Gustavo Bueno
La genealogía de los sentimientos
Publicado en Luego, cuadernos de crítica e investigación, Facultad de Bellas Artes, Universidad de Barcelona, núms. 11-12, 1988, págs. 82-110.
Facsímil en pdf: junio 2019
Introducción
Decía Fontenelle: “Nuestra ignorancia consiste muchas veces más en conocer las causas de las cosas que no existen que en desconocer las causas de las cosas que existen.”
Nos acordamos de la ironía de Fontenelle para precavernos ante el tema titular, que podría incitarnos sin más a buscar las causas (la genealogía, como causa) de los sentimientos, cuando acaso los sentimientos no puedan ser considerados propiamente como “cosas que existen”. Acaso son tan sólo “apariencias”, fenómenos –que ocultan y revelan otras existencias–; acaso son tan sólo entidades “sincategoremáticas”. Pero ¿no pueden también tener las apariencias, o los entes sincategoremáticos, una genealogía? Pues una genealogía tiene, sin duda, que ver con un “orden de generación”, con unas relaciones características interpuestas entre los términos de una multiplicidad dada. Parece evidente que las relaciones de generación han de ser distintas cuando la materia de la multiplicidad dada sea de índole biológica, y cuando sea de índole geométrica: El padre genera al hijo, pero también el triángulo genera la superficie cónica. Pero en todos los casos, el orden genealógico se nos presenta como un “orden de causas”, o como un “orden de razones”, en condiciones sin duda muy particulares, que habrá que determinar.

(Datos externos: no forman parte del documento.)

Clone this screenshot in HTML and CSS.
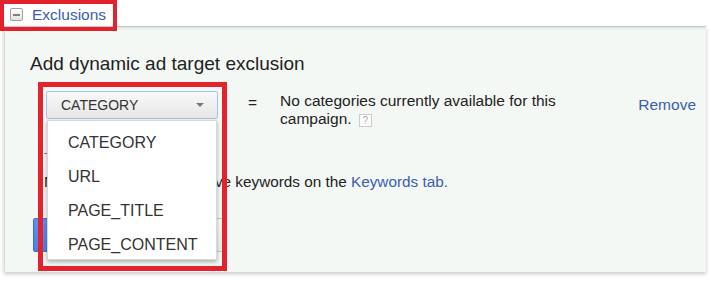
FILE: index.html
```html
<!DOCTYPE html>
<html lang="en">
<head>
  <meta charset="UTF-8">
  <meta name="viewport" content="width=device-width, initial-scale=1.0">
  <title>Exclusions</title>
  <link rel="stylesheet" href="styles.css">
</head>
<body>

  <div class="section-head">
    <span class="toggle-icon"><span class="toggle-bar"></span></span>
    <a class="section-link" href="#">Exclusions</a>
  </div>

  <div class="panel">
    <h2>Add dynamic ad target exclusion</h2>

    <div class="rule-row">
      <div class="select-wrap">
        <div class="select-btn">
          <span>CATEGORY</span>
          <span class="arrow"></span>
        </div>
        <ul class="select-menu">
          <li>CATEGORY</li>
          <li>URL</li>
          <li>PAGE_TITLE</li>
          <li>PAGE_CONTENT</li>
        </ul>
      </div>
      <span class="equals">=</span>
      <p class="rule-value">No categories currently available for this campaign. <span class="help">?</span></p>
      <a class="remove" href="#">Remove</a>
    </div>

    <a class="add-link" href="#">&ndash;</a>

    <p class="note">Note: You can add negative keywords on the <a href="#">Keywords tab.</a></p>

    <div class="actions">
      <button class="btn-save">Save</button>
      <button class="btn-cancel">Cancel</button>
    </div>
  </div>

  <!-- annotation boxes -->
  <div class="mark mark-head"></div>
  <div class="mark mark-menu"></div>

</body>
</html>
```

FILE: styles.css
```css
* {
  box-sizing: border-box;
  margin: 0;
  padding: 0;
}

body {
  position: relative;
  background-color: #fff;
  color: #222;
  font-family: "Liberation Sans", Arial, sans-serif;
  width: 709px;
  height: 285px;
  overflow: hidden;
}

a {
  color: #3a5db5;
  text-decoration: none;
}

.section-head {
  display: flex;
  align-items: center;
  height: 26px;
  padding-left: 10px;
  padding-top: 3px;
}

.toggle-icon {
  display: flex;
  align-items: center;
  justify-content: center;
  width: 13px;
  height: 13px;
  border: 1px solid #a0a0a0;
  border-radius: 2px;
  background: linear-gradient(#fdfdfd, #e2e2e2);
}

.toggle-bar {
  width: 7px;
  height: 2px;
  background-color: #808080;
}

.section-link {
  margin-left: 9px;
  font-size: 15.5px;
  color: #3c5cb8;
}

.panel {
  margin: 0 3px 0 4px;
  height: 246px;
  padding: 26px 10px 0 25px;
  background-color: #f4f8f4;
  border-top: 1px solid #c6c8c6;
  border-left: 1px solid #dcdedc;
  box-shadow: inset 0 3px 3px -2px rgba(0, 0, 0, 0.12), 0 2px 4px rgba(0, 0, 0, 0.22);
}

.panel h2 {
  font-size: 19px;
  font-weight: normal;
  line-height: 22px;
  color: #222;
}

.rule-row {
  display: flex;
  align-items: flex-start;
  margin-top: 16px;
  font-size: 15.5px;
}

.select-wrap {
  position: relative;
  margin-left: 16px;
}

.select-btn {
  display: flex;
  align-items: center;
  justify-content: space-between;
  width: 172px;
  height: 28px;
  padding: 0 13px 0 14px;
  font-size: 14px;
  color: #333;
  border: 1px solid #a8bfe6;
  border-radius: 2px;
  background: linear-gradient(#f9f9f9, #e6e6e6);
}

.arrow {
  width: 0;
  height: 0;
  border-left: 4px solid transparent;
  border-right: 4px solid transparent;
  border-top: 4px solid #777;
}

.select-menu {
  position: absolute;
  top: 29px;
  left: 1px;
  z-index: 2;
  width: 170px;
  height: 140px;
  padding-top: 5px;
  list-style: none;
  background-color: #fff;
  border: 1px solid #d8d8d8;
  box-shadow: 0 2px 4px rgba(0, 0, 0, 0.3);
}

.select-menu li {
  height: 34px;
  line-height: 34px;
  padding-left: 20px;
  font-size: 16px;
  color: #333;
}

.equals {
  margin: 3px 0 0 30px;
  line-height: 18px;
}

.rule-value {
  width: 300px;
  margin: 1px 0 0 23px;
  line-height: 18px;
}

.help {
  display: inline-block;
  width: 13px;
  height: 13px;
  margin-left: 3px;
  font-size: 10px;
  line-height: 11px;
  text-align: center;
  color: #aaa;
  border: 1px solid #ccc;
  background-color: #fff;
  vertical-align: 0;
}

.remove {
  margin: 5px 0 0 auto;
  font-size: 15.5px;
  line-height: 18px;
}

.add-link {
  display: block;
  width: 4px;
  margin: 20px 0 0 14px;
  font-size: 10px;
  line-height: 10px;
  overflow: hidden;
}

.note {
  margin: 15px 0 0 14px;
  font-size: 15.3px;
  line-height: 18px;
}

.actions {
  display: flex;
  gap: 8px;
  margin: 27px 0 0 3px;
}

.actions button {
  height: 34px;
  font-family: inherit;
  font-size: 13px;
  border-radius: 2px;
}

.btn-save {
  width: 64px;
  color: #fff;
  border: 1px solid #3c6fd8;
  background: linear-gradient(#5b8ff0, #4a7fe4);
}

.btn-cancel {
  width: 120px;
  color: #444;
  border: 1px solid #c8c8c8;
  background: linear-gradient(#f8f8f8, #ececec);
}

.mark {
  position: absolute;
  z-index: 3;
  border: 4px solid #e3222c;
}

.mark-head {
  top: 0;
  left: 0;
  width: 117px;
  height: 31px;
}

.mark-menu {
  top: 82px;
  left: 38px;
  width: 189px;
  height: 189px;
  border-width: 5px;
}
```
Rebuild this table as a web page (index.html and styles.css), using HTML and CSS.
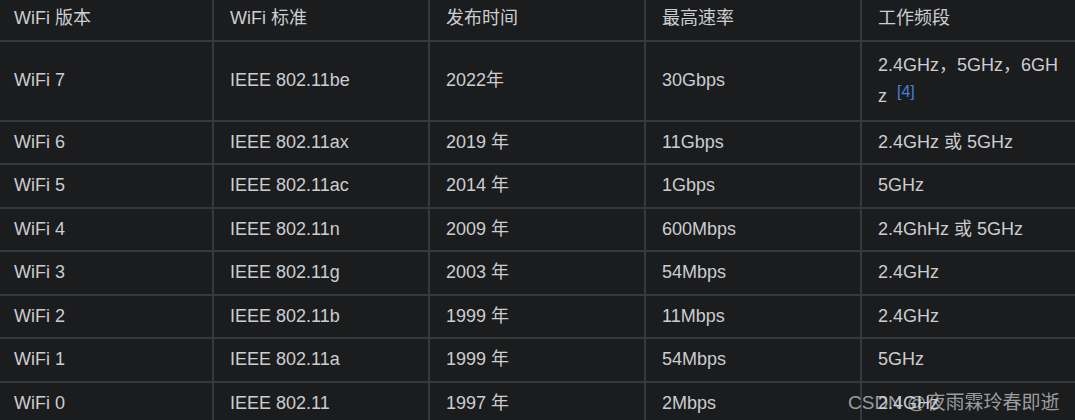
FILE: index.html
```html
<!DOCTYPE html>
<html lang="zh">
<head>
<meta charset="utf-8">
<link rel="stylesheet" href="styles.css">
</head>
<body>
<div class="page">
<table class="wifi">
<colgroup><col><col><col><col><col></colgroup>
<thead>
<tr><th>WiFi 版本</th><th>WiFi 标准</th><th>发布时间</th><th>最高速率</th><th>工作频段</th></tr>
</thead>
<tbody>
<tr class="tall"><td>WiFi 7</td><td>IEEE 802.11be</td><td>2022年</td><td>30Gbps</td><td class="wrap">2.4GHz，5GHz，6GHz <sup class="ref">[4]</sup></td></tr>
<tr><td>WiFi 6</td><td>IEEE 802.11ax</td><td>2019 年</td><td>11Gbps</td><td>2.4GHz 或 5GHz</td></tr>
<tr><td>WiFi 5</td><td>IEEE 802.11ac</td><td>2014 年</td><td>1Gbps</td><td>5GHz</td></tr>
<tr><td>WiFi 4</td><td>IEEE 802.11n</td><td>2009 年</td><td>600Mbps</td><td>2.4GhHz 或 5GHz</td></tr>
<tr><td>WiFi 3</td><td>IEEE 802.11g</td><td>2003 年</td><td>54Mbps</td><td>2.4GHz</td></tr>
<tr><td>WiFi 2</td><td>IEEE 802.11b</td><td>1999 年</td><td>11Mbps</td><td>2.4GHz</td></tr>
<tr><td>WiFi 1</td><td>IEEE 802.11a</td><td>1999 年</td><td>54Mbps</td><td>5GHz</td></tr>
<tr><td>WiFi 0</td><td>IEEE 802.11</td><td>1997 年</td><td>2Mbps</td><td>2.4GHz</td></tr>
</tbody>
</table>
<div class="watermark">CSDN @夜雨霖玲春即逝</div>
</div>
</body>
</html>
```

FILE: styles.css
```css
html, body {
  margin: 0;
  padding: 0;
  background: #1b1c1e;
  overflow: hidden;
}
.page {
  position: relative;
  width: 1075px;
  height: 420px;
  overflow: hidden;
  background: #1b1c1e;
}
.wifi {
  border-collapse: collapse;
  table-layout: fixed;
  width: 1080px;
  margin: -4px 0 0 -4px;
  font-family: "Liberation Sans", "Noto Sans CJK SC", sans-serif;
  font-size: 18px;
  color: #cbcdd0;
}
.wifi col { width: 216px; }
.wifi th, .wifi td {
  border: 2px solid #36393b;
  padding: 8px 16px;
  line-height: 25.5px;
  text-align: left;
  font-weight: normal;
  vertical-align: middle;
}
.wifi .wrap {
  word-break: break-all;
  line-height: 31px;
}
.ref {
  color: #4a7fd8;
  font-size: 16px;
  line-height: 0;
  vertical-align: 5px;
  margin-left: 5px;
}
.watermark {
  position: absolute;
  left: 848px;
  top: 387px;
  font-family: "Liberation Sans", "Noto Sans CJK SC", sans-serif;
  font-size: 19px;
  color: rgba(205, 208, 212, 0.72);
  white-space: nowrap;
}
```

Previamente, nos parece obligado atender a esta pregunta: ¿Y de dónde viene el interés por la ordenación genealógica de una multiplicidad dada, en general, y el interés por la “Genealogía de los sentimientos”, en particular? Cabría responder: Se trata de un interés especulativo, de la necesidad de satisfacer la curiosidad por conocer los antecedentes de personas, cosas, fenómenos o figuras que flotan en nuestro presente, o en un pretérito imperfecto. Pero estas respuestas son puramente verbales, puesto que lo que nos interesa realmente es explicar o justificar precisamente ese interés especulativo, esa curiosidad. Acaso el interés, la curiosidad derivan de nuestro propio presente, en la medida en que su valor –y no sólo su realidad– tiene que ver con el valor de un pretérito perfecto. Y este sería entonces el verdadero problema: ¿Qué tiene que ver el valor del presente (por ejemplo, el valor –positivo o negativo– de los sentimientos actuales) con su genealogía pretérita? ¿Es que el valor (o, si se quiere; el deber-ser, la norma, la estructura) no es independiente de sus orígenes (del ser, del hecho, de la génesis)? ¿Cómo puede afectar a la genealogía de un valor el valor mismo? O bien, ¿cómo puede un proceso natural convertir en un valor (o en el sentimiento de un valor –estético, religioso, moral...–)? No pretendemos aquí responder a semejantes preguntas y tan solo queremos desprender de ellas la simple sospecha de la naturaleza “interesada” (no meramente especulativa, sino práctica, en relación con normas y valores, dignidades o vergüenzas) de las preguntas genealógicas. La sospecha se alimenta de múltiples fuentes, aunque éstas no resulten ser muy claras. El uso que en política se hace de las genealogías –cuando las genealogías se desarrollan en función de ciertos valores aristocráticos– sugiere esta conexión entre el pretérito genealógico y la justificación del presente. La genealogía de los reyes de Castilla, por ser más antigua que la de los reyes de Inglaterra, prueba al hijo de Don Pablo de Santamaría, Alonso de Cartagena, representante de Juan II en el Concilio de Basilea, y, lo que es más notable, prueba al propio Concilio, que el Rey de Castilla tiene derechos preferenciales, al menos de orden ceremonial, respecto del Rey (o su embajador) de Inglaterra.